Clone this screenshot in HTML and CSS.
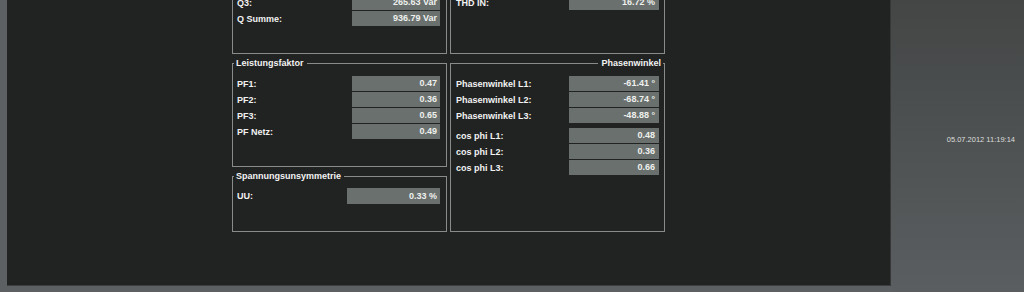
FILE: index.html
```html
<!DOCTYPE html>
<html lang="de">
<head>
    <meta charset="UTF-8">
    <meta name="viewport" content="width=device-width, initial-scale=1.0">
    <title>Messwerte</title>
    <link rel="stylesheet" href="styles.css">
</head>
<body>
    <div class="screen">
        <div class="panel">
            <div class="columns">
                <div class="column">
                    <fieldset class="group group-top">
                        <div class="row">
                            <span class="label">Q3:</span>
                            <span class="value">265.63 Var</span>
                        </div>
                        <div class="row">
                            <span class="label">Q Summe:</span>
                            <span class="value">936.79 Var</span>
                        </div>
                    </fieldset>

                    <fieldset class="group group-pf">
                        <legend>Leistungsfaktor</legend>
                        <div class="row">
                            <span class="label">PF1:</span>
                            <span class="value">0.47</span>
                        </div>
                        <div class="row">
                            <span class="label">PF2:</span>
                            <span class="value">0.36</span>
                        </div>
                        <div class="row">
                            <span class="label">PF3:</span>
                            <span class="value">0.65</span>
                        </div>
                        <div class="row">
                            <span class="label">PF Netz:</span>
                            <span class="value">0.49</span>
                        </div>
                    </fieldset>

                    <fieldset class="group group-uu">
                        <legend>Spannungsunsymmetrie</legend>
                        <div class="row row-uu">
                            <span class="label">UU:</span>
                            <span class="value">0.33 %</span>
                        </div>
                    </fieldset>
                </div>

                <div class="column column-right">
                    <fieldset class="group group-top">
                        <div class="row">
                            <span class="label">THD IN:</span>
                            <span class="value">16.72 %</span>
                        </div>
                    </fieldset>

                    <fieldset class="group group-phase">
                        <legend class="legend-right">Phasenwinkel</legend>
                        <div class="row-group">
                            <div class="row">
                                <span class="label">Phasenwinkel L1:</span>
                                <span class="value">-61.41 °</span>
                            </div>
                            <div class="row">
                                <span class="label">Phasenwinkel L2:</span>
                                <span class="value">-68.74 °</span>
                            </div>
                            <div class="row">
                                <span class="label">Phasenwinkel L3:</span>
                                <span class="value">-48.88 °</span>
                            </div>
                        </div>
                        <div class="row-group">
                            <div class="row">
                                <span class="label">cos phi L1:</span>
                                <span class="value">0.48</span>
                            </div>
                            <div class="row">
                                <span class="label">cos phi L2:</span>
                                <span class="value">0.36</span>
                            </div>
                            <div class="row">
                                <span class="label">cos phi L3:</span>
                                <span class="value">0.66</span>
                            </div>
                        </div>
                    </fieldset>
                </div>
            </div>
        </div>

        <div class="sidebar">
            <div class="timestamp">05.07.2012 11:19:14</div>
        </div>
    </div>
</body>
</html>
```

FILE: styles.css
```css
html, body {
    margin: 0;
    height: 100%;
}

body {
    background-color: #5d6062;
    font-family: "Liberation Sans", Arial, sans-serif;
    color: #f0f0f0;
    overflow: hidden;
}

.screen {
    display: flex;
    height: 292px;
    padding-left: 7px;
    box-sizing: border-box;
}

.panel {
    width: 884px;
    height: 286px;
    box-sizing: border-box;
    background-color: #212322;
    border-right: 1px solid #353837;
    border-bottom: 1px solid #3c3f3e;
    overflow: hidden;
}

.columns {
    display: flex;
    gap: 3px;
    margin-top: -20px;
    margin-left: 225px;
}

.column {
    width: 215px;
    display: flex;
    flex-direction: column;
    gap: 3px;
}

.group {
    margin: 0;
    min-width: 0;
    padding: 7px 6px 0 4px;
    border: 1px solid #888b8a;
    box-sizing: border-box;
    display: flex;
    flex-direction: column;
    gap: 1px;
}

.column-right .group {
    padding-left: 5px;
    padding-right: 5px;
}

.group legend {
    font-size: 9px;
    font-weight: bold;
    line-height: 12px;
    padding: 0 3px 0 2px;
    margin-left: -3px;
    color: #f2f2f2;
}

.group .legend-right {
    margin-left: auto;
    margin-right: -4px;
    padding: 0 2px 0 3px;
}

.group-top {
    height: 74px;
    padding-top: 14px;
}

.group-pf {
    height: 110px;
}

.group-uu {
    height: 62px;
    padding-top: 6px;
}

.group-phase {
    height: 175px;
    gap: 5px;
}

.row-group {
    display: flex;
    flex-direction: column;
    gap: 1px;
}

.row {
    display: flex;
    align-items: center;
    height: 15px;
    font-size: 9px;
    font-weight: bold;
}

.row-uu {
    height: 16px;
}

.label {
    flex: 1;
    color: #f2f2f2;
}

.value {
    width: 88px;
    height: 100%;
    box-sizing: border-box;
    padding-right: 3px;
    background-color: #6a706d;
    color: #eef0ee;
    text-align: right;
    line-height: 15px;
}

.row-uu .value {
    width: 93px;
    line-height: 16px;
}

.column-right .value {
    width: 90px;
    padding-right: 4px;
}

.sidebar {
    flex: 1;
    display: flex;
    align-items: center;
    justify-content: flex-end;
    padding-right: 9px;
    background: linear-gradient(to bottom, #434645, #5b5e60);
}

.timestamp {
    font-size: 7.5px;
    color: #dcdedd;
    margin-top: -14px;
}
```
++++++++++
WHAT IS ASKED:
Repeat the data exactly in full, omitting its pictures.

CORRECT RESULT:
Clone this screenshot in HTML and CSS.
FILE: index.html
```html
<!DOCTYPE html>
<html lang="de">
<head>
    <meta charset="UTF-8">
    <meta name="viewport" content="width=device-width, initial-scale=1.0">
    <title>Messwerte</title>
    <link rel="stylesheet" href="styles.css">
</head>
<body>
    <div class="screen">
        <div class="panel">
            <div class="columns">
                <div class="column">
                    <fieldset class="group group-top">
                        <div class="row">
                            <span class="label">Q3:</span>
                            <span class="value">265.63 Var</span>
                        </div>
                        <div class="row">
                            <span class="label">Q Summe:</span>
                            <span class="value">936.79 Var</span>
                        </div>
                    </fieldset>

                    <fieldset class="group group-pf">
                        <legend>Leistungsfaktor</legend>
                        <div class="row">
                            <span class="label">PF1:</span>
                            <span class="value">0.47</span>
                        </div>
                        <div class="row">
                            <span class="label">PF2:</span>
                            <span class="value">0.36</span>
                        </div>
                        <div class="row">
                            <span class="label">PF3:</span>
                            <span class="value">0.65</span>
                        </div>
                        <div class="row">
                            <span class="label">PF Netz:</span>
                            <span class="value">0.49</span>
                        </div>
                    </fieldset>

                    <fieldset class="group group-uu">
                        <legend>Spannungsunsymmetrie</legend>
                        <div class="row row-uu">
                            <span class="label">UU:</span>
                            <span class="value">0.33 %</span>
                        </div>
                    </fieldset>
                </div>

                <div class="column column-right">
                    <fieldset class="group group-top">
                        <div class="row">
                            <span class="label">THD IN:</span>
                            <span class="value">16.72 %</span>
                        </div>
                    </fieldset>

                    <fieldset class="group group-phase">
                        <legend class="legend-right">Phasenwinkel</legend>
                        <div class="row-group">
                            <div class="row">
                                <span class="label">Phasenwinkel L1:</span>
                                <span class="value">-61.41 °</span>
                            </div>
                            <div class="row">
                                <span class="label">Phasenwinkel L2:</span>
                                <span class="value">-68.74 °</span>
                            </div>
                            <div class="row">
                                <span class="label">Phasenwinkel L3:</span>
                                <span class="value">-48.88 °</span>
                            </div>
                        </div>
                        <div class="row-group">
                            <div class="row">
                                <span class="label">cos phi L1:</span>
                                <span class="value">0.48</span>
                            </div>
                            <div class="row">
                                <span class="label">cos phi L2:</span>
                                <span class="value">0.36</span>
                            </div>
                            <div class="row">
                                <span class="label">cos phi L3:</span>
                                <span class="value">0.66</span>
                            </div>
                        </div>
                    </fieldset>
                </div>
            </div>
        </div>

        <div class="sidebar">
            <div class="timestamp">05.07.2012 11:19:14</div>
        </div>
    </div>
</body>
</html>
```

FILE: styles.css
```css
html, body {
    margin: 0;
    height: 100%;
}

body {
    background-color: #5d6062;
    font-family: "Liberation Sans", Arial, sans-serif;
    color: #f0f0f0;
    overflow: hidden;
}

.screen {
    display: flex;
    height: 292px;
    padding-left: 7px;
    box-sizing: border-box;
}

.panel {
    width: 884px;
    height: 286px;
    box-sizing: border-box;
    background-color: #212322;
    border-right: 1px solid #353837;
    border-bottom: 1px solid #3c3f3e;
    overflow: hidden;
}

.columns {
    display: flex;
    gap: 3px;
    margin-top: -20px;
    margin-left: 225px;
}

.column {
    width: 215px;
    display: flex;
    flex-direction: column;
    gap: 3px;
}

.group {
    margin: 0;
    min-width: 0;
    padding: 7px 6px 0 4px;
    border: 1px solid #888b8a;
    box-sizing: border-box;
    display: flex;
    flex-direction: column;
    gap: 1px;
}

.column-right .group {
    padding-left: 5px;
    padding-right: 5px;
}

.group legend {
    font-size: 9px;
    font-weight: bold;
    line-height: 12px;
    padding: 0 3px 0 2px;
    margin-left: -3px;
    color: #f2f2f2;
}

.group .legend-right {
    margin-left: auto;
    margin-right: -4px;
    padding: 0 2px 0 3px;
}

.group-top {
    height: 74px;
    padding-top: 14px;
}

.group-pf {
    height: 110px;
}

.group-uu {
    height: 62px;
    padding-top: 6px;
}

.group-phase {
    height: 175px;
    gap: 5px;
}

.row-group {
    display: flex;
    flex-direction: column;
    gap: 1px;
}

.row {
    display: flex;
    align-items: center;
    height: 15px;
    font-size: 9px;
    font-weight: bold;
}

.row-uu {
    height: 16px;
}

.label {
    flex: 1;
    color: #f2f2f2;
}

.value {
    width: 88px;
    height: 100%;
    box-sizing: border-box;
    padding-right: 3px;
    background-color: #6a706d;
    color: #eef0ee;
    text-align: right;
    line-height: 15px;
}

.row-uu .value {
    width: 93px;
    line-height: 16px;
}

.column-right .value {
    width: 90px;
    padding-right: 4px;
}

.sidebar {
    flex: 1;
    display: flex;
    align-items: center;
    justify-content: flex-end;
    padding-right: 9px;
    background: linear-gradient(to bottom, #434645, #5b5e60);
}

.timestamp {
    font-size: 7.5px;
    color: #dcdedd;
    margin-top: -14px;
}
```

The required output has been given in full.